Only six laps into the race, Crafton moved up the track to give Harvick room to pass. Keselowski had nowhere to go and ran into the rear of Crafton’s truck and both vehicles were badly damaged. Crafton and Keselowski, the 2012 Cup champion, exchanged words in the garage as the race roared on without them.

SPRINT CUP: In the final season of Jeff Gordon’s trailblazing career, there was another tribute this weekend for the retiring great: Pocono Raceway painted “GORDON” in white at the start/finish line in honor of the winningest driver in track history.

Pocono Raceway CEO Brandon Igdalsky presented Gordon with a $24,000 check, to match his car number, for the Jeff Gordon Children’s Foundation.

But what Gordon would really love to wave goodbye to is the zero in the win column that would force him to qualify for the Chase for the Sprint Cup championship on points.

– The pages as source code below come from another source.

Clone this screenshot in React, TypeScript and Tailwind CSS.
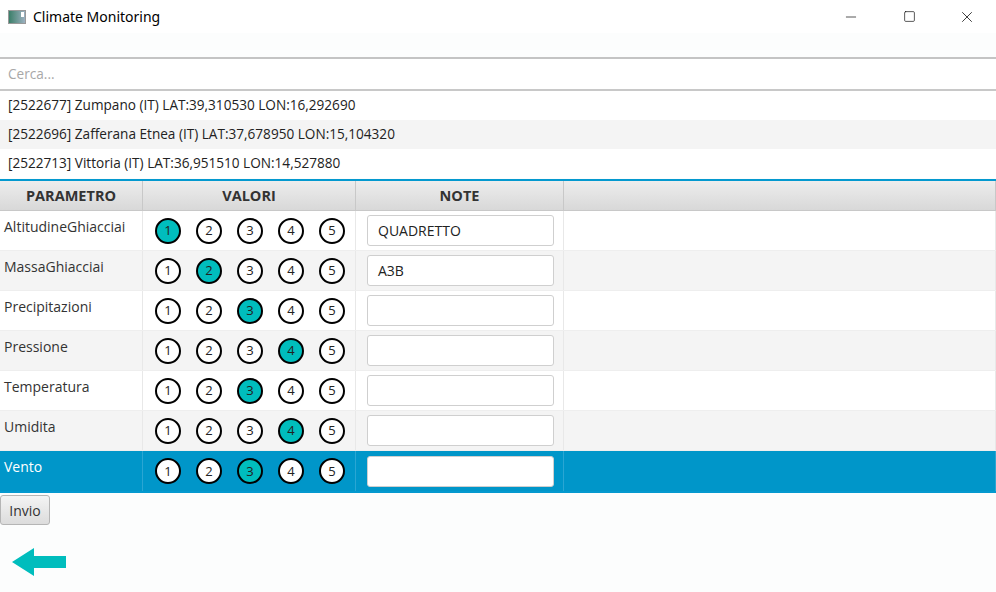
import { Minus, Square, X } from 'lucide-react';

const cities = [
  '[2522677] Zumpano (IT) LAT:39,310530 LON:16,292690',
  '[2522696] Zafferana Etnea (IT) LAT:37,678950 LON:15,104320',
  '[2522713] Vittoria (IT) LAT:36,951510 LON:14,527880',
];

const rows = [
  { name: 'AltitudineGhiacciai', value: 1, note: 'QUADRETTO' },
  { name: 'MassaGhiacciai', value: 2, note: 'A3B' },
  { name: 'Precipitazioni', value: 3, note: '' },
  { name: 'Pressione', value: 4, note: '' },
  { name: 'Temperatura', value: 3, note: '' },
  { name: 'Umidita', value: 4, note: '' },
  { name: 'Vento', value: 3, note: '' },
];

function Radio({ n, on }: { n: number; on: boolean }) {
  return (
    <div
      className={`w-[26px] h-[26px] rounded-full border-2 border-black flex items-center justify-center text-[13px] leading-none text-[#222] ${
        on ? 'bg-[#00bdbd]' : 'bg-white'
      }`}
    >
      {n}
    </div>
  );
}

export default function App() {
  return (
    <div className="w-[996px] h-[592px] bg-[#fcfdfd] flex flex-col font-['Open_Sans','Noto_Sans',sans-serif] text-[#333] overflow-hidden">
      {/* title bar */}
      <div className="h-[33px] bg-white flex items-center shrink-0">
        <div className="ml-[8px] w-[18px] h-[14px] border border-[#999] bg-gradient-to-r from-[#3a7f6a] to-[#9bb0c0] flex items-start justify-end">
          <div className="w-[3px] h-[5px] bg-white mt-[1px] mr-[1px]" />
        </div>
        <span className="ml-[7px] text-[14px] text-black font-['Noto_Sans',sans-serif]">Climate Monitoring</span>
        <div className="ml-auto flex items-center h-full">
          <div className="w-[58px] flex justify-center"><Minus size={16} strokeWidth={1} className="text-black" /></div>
          <div className="w-[58px] flex justify-center"><Square size={13} strokeWidth={1.2} className="text-black" /></div>
          <div className="w-[58px] flex justify-center"><X size={18} strokeWidth={1} className="text-black" /></div>
        </div>
      </div>
      <div className="h-[24px] shrink-0" />

      {/* search */}
      <div className="h-[32px] border-t-2 border-[#c4c4c4] bg-white flex items-center px-[8px] text-[13.6px] text-[#a8a8a8] shrink-0">
        Cerca...
      </div>

      {/* list */}
      <div className="border-t-2 border-[#c8c8c8] flex flex-col text-[13.6px] text-[#222] shrink-0">
        {cities.map((c, i) => (
          <div
            key={c}
            className={`h-[29px] flex items-center px-[8px] ${i % 2 === 1 ? 'bg-[#f4f4f4]' : 'bg-white'}`}
          >
            {c}
          </div>
        ))}
      </div>

      {/* table */}
      <div className="mt-[1px] border-t-2 border-b-2 border-[#0499cf] bg-white shrink-0">
        <div className="grid grid-cols-[143px_213px_208px_1fr] h-[30px] bg-gradient-to-b from-[#ededed] to-[#d8d8d8] border-b border-[#c8c8c8] text-[14.5px] font-bold text-[#333]">
          <div className="flex items-center justify-center border-r border-[#c8c8c8]">PARAMETRO</div>
          <div className="flex items-center justify-center border-r border-[#c8c8c8]">VALORI</div>
          <div className="flex items-center justify-center border-r border-[#c8c8c8]">NOTE</div>
          <div className="border-r border-[#c8c8c8]" />
        </div>
        {rows.map((r, i) => {
          const sel = i === rows.length - 1;
          const bg = sel ? 'bg-[#0096c9]' : i % 2 === 1 ? 'bg-[#f4f4f4]' : 'bg-white';
          const line = sel ? 'border-[#2aa6d3]' : 'border-[#e8e8e8]';
          return (
            <div key={r.name} className={`grid grid-cols-[143px_213px_208px_1fr] h-[40px] ${bg} ${sel ? '' : 'border-b border-[#eeeeee]'}`}>
              <div className={`pl-[4px] pt-[5px] text-[14px] border-r ${line} ${sel ? 'text-white' : 'text-[#333]'}`}>{r.name}</div>
              <div className={`flex items-center gap-[15px] pl-[12px] border-r ${line}`}>
                {[1, 2, 3, 4, 5].map((n) => (
                  <Radio key={n} n={n} on={n === r.value} />
                ))}
              </div>
              <div className={`flex items-center pl-[11px] border-r ${line}`}>
                <div className="w-[187px] h-[31px] bg-white border border-[#cfcfcf] rounded-[3px] flex items-center px-[10px] text-[14px] text-[#222]">
                  {r.note}
                </div>
              </div>
              <div className={`border-r ${line}`} />
            </div>
          );
        })}
      </div>

      {/* button */}
      <div className="pt-[2px] shrink-0">
        <button className="w-[50px] h-[30px] border border-[#b5b5b5] rounded-[3px] bg-gradient-to-b from-[#f4f4f4] to-[#dcdcdc] text-[14px] text-[#333]">
          Invio
        </button>
      </div>

      {/* back arrow */}
      <div className="ml-[11px] mt-[23px]">
        <svg width="56" height="30" viewBox="0 0 56 30">
          <path d="M1 14 L23 0 L23 8 L55 8 L55 20 L23 20 L23 28 Z" fill="#00bdbd" />
        </svg>
      </div>
    </div>
  );
}
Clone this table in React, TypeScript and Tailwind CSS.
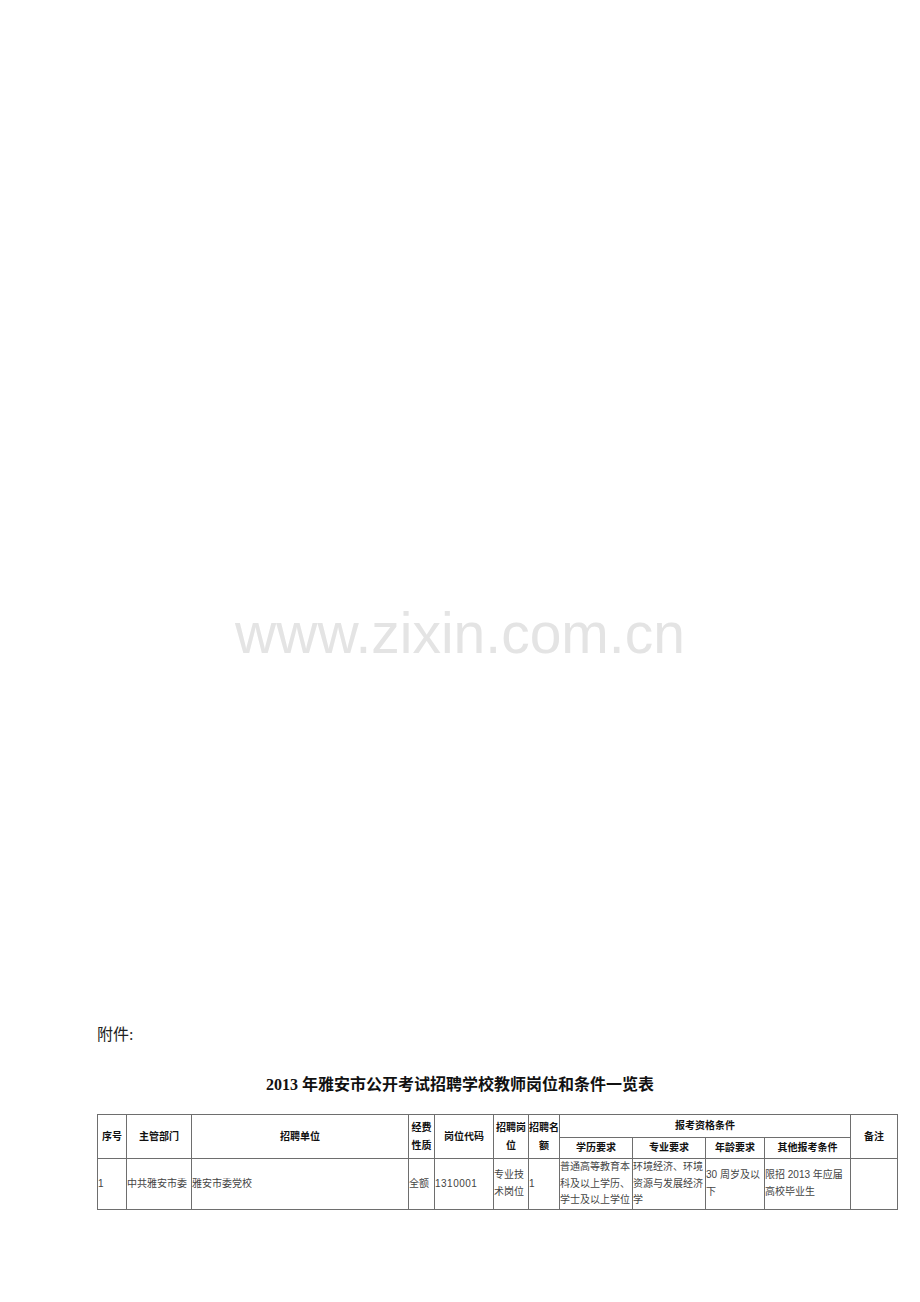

Gordon is 11th in the standings and a near lock to make the 16-driver field, though the results haven’t been enough to satisfy a driver with 92 career wins. He was mixed up in an early race wreck last weekend in the Brickyard 400 and took a car patched with duct tape to a 42nd-place finish.

Gordon has only two top-five finishes this season and 11 top 10s in the No. 24 Chevrolet, a drop from last season when he was a contender for a fifth championship. And there was this foreshadow: Gordon failed to crack the top 15 in the first three races of the season for the first time in his illustrious career.